Seluruh alat seharusnya diperiksa peserta dan segera dipisahkan sehingga memudahkan pengambilan alat menjelang pemberangkatan dan menghindari alat yang rusak terbawa ataupun tertukar (baterai dan prisma).
PKL pemeliharaan TDT I lebih awal dan PKL Pengukuran Bidang diberi jeda dengan PKL TDT. Tim yang mengukur GPS dan poligon utama diberi waktu lebih atau datang lebih awal. Lamanya waktu pelaksanaan dihitung berdasarkan hari kerja dan perhatikan kepentingan mahasiswa (hari raya).

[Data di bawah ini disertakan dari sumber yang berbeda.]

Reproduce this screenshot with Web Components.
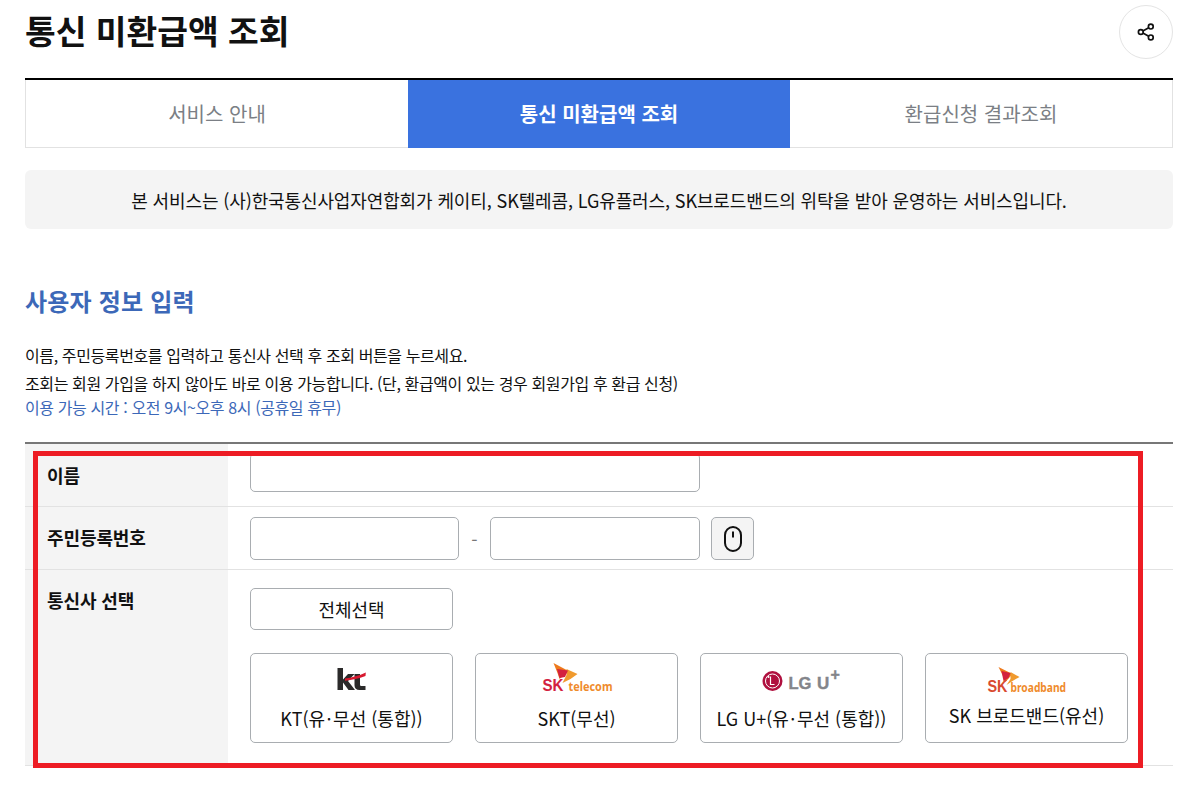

Penyuluhan tentang pelaksanaan PKL sebaiknya diadakan lebih awal. 
Dalam PKL selanjutnya Diharapkan para  instruktur lebih aktif turun ke lapang mendampingi peserta PKL sehingga bila terjadi permasalahan dilapang dapat diselesaikan lebih cepat. Perlunya pendampingan instruktur pada waktu koordinasi antar tim melalui perwakilan (ketua) agar permasalahan satu regu dapat diketahui regu lain dan dapat diselesaikan dengan cepat  tepat serta dapat mengatasi perbedaan pendapat.
Perlu mempresentasikan hasil (laporan) PKL TDT untuk mempertajam pengetahuan dan menyatukan persepsi.
Berikan apresiasi lebih terhadap prestasi kerja tim untuk memacu semangat belajar.